Je me fais vieux ou bien ... Rendons à nos amis suisses la paternité de l'expression énoncée ci-avant qui doit indiquer mon état d'esprit (et d'âme) après ce salon de l'auto parisien 2008. Déjà en 2004 et 2006, je n'avais que moyennement gouté la propagande anti-voiture, puante de démagogie politicienne. En 2008, c'est le message assené à coups d'enclume teintée d'un vert bien terne qui me résonne dans les tympans. Paris est le salon paradoxal. Il est le plus visité au monde et celui où l'automobile est la plus décriée.

Heureusement, les autos amusantes n'ont pas disparu, non. Les constructeurs européens ont encore assez de fonds pour tirer sur toutes les niches qui bougent mais ces produits au demeurant plaisants pour l'amateur de voitures-plaisir ne prennent pas place dans les discours et se retrouvent en dernière ligne sur la grille des évocations des commerciaux disséminés sur les stands.

Que Peugeot présente une RC qui renvoie les 407 coupé, concept Prologue et autre 308 au rang d'obèses disproportionnées et ce que l'on vous balance en premier, c'est son rejet CO2. Renault sort une Mégane 3 coupé à l'allure très sportive mais pour donner le change, on se dépêche de créer ZE que l'on place bien en avant. Et Citroën qui arrive à habiller la GT Concept d'une robe purement passionnelle nous envoie un autre message : le plaisir est désormais virtuel.

Je suis désolé mais un taux de rejet CO2, ça ne me fait pas rêver et tous les bonus du monde n'y pourront rien. Une auto est une sensation avant d'être un ratio mathématique.

Bien sûr, tout est fait depuis des années pour culpabiliser les propriétaires de voitures et les amener à la contrition, si possible avec à la clé, une (voire plusieurs) contribution absolutoire sonnante et trébuchante. Cet objet essentiel à la vie sociale mais aussi symbole d'une liberté de déplacement qui n'a pas encore trouvé d'équivalent aujourd'hui est devenu le péché majeur, celui par lequel vous risquez l'excommunication sociale, la punition divine ! Perversité ultime.

Mais je reste persuadé qu'au plus profond de la majorité des 1.400.000 visiteurs, l'automobile est encore un objet de rêve, une quête, bref, un achat un peu plus frissonnant que l'acquisition d'un épluche-légume ou d'un écran plat. Et que, sauf à la contraindre comme on le fait aujourd'hui, cette majorité se fout de savoir ce que crache sa voiture et de quelle manière elle nous trimbale.

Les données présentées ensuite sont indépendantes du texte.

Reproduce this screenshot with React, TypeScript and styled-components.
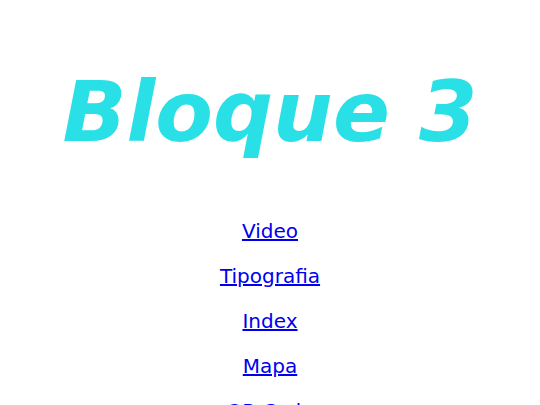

L'essentiel étant d'avoir une ligne qui plaise et des caractéristiques en adéquation avec ses aspirations (sportives, pépères, crapahuteuses, voyageuses...). Et pour les plus sportifs, l'intérêt ne doit pas être dans la motorisation mais dans ses prestations !

La conscience écologique c'est bien, mais c'est aux fabricants qu'il faut l'imposer. C'est de la responsabilité du législateur de fixer le cadre technique qui nous assure que les produits ne sont pas néfastes, c'est au constructeur de respecter ces normes mais pas à nous, clients, d'être les guides. Nous sommes les usagers, pas les précepteurs (enfin, ce devrait être comme ça si la politique faisait son boulot).

L'automobile, c'est beaucoup plus que de la technique et ramener le message commercial à un simple résultat chiffré de rejet CO2 ou à un type de moteur est aussi stupide que donner la puissance brute d'une auto ou se prosterner devant un V12. En cherchant à vider le produit de la part de subjectivité qu'il porte, en le réduisant à bien peu comparativement à tout ce qu'il nous apporte, on ne rend service à personne. De cette manière, l'industrie automobile tend à ressembler à celle des fabricants de machine à laver et si l'on ne prend pas garde à préserver l'aura de l'automobile, sa dimension transcendantale qui fait d'elle, le prolongement de notre personnalité (quelle qu'elle soit), on va vers un avenir sombre.

Aimons donc les autos.

Et personnellement, j'ai de toute façon beaucoup de mal à accepter que le prolongement de ma personnalité se résume aux émanations néfastes d'un pot d'échappement. Prout.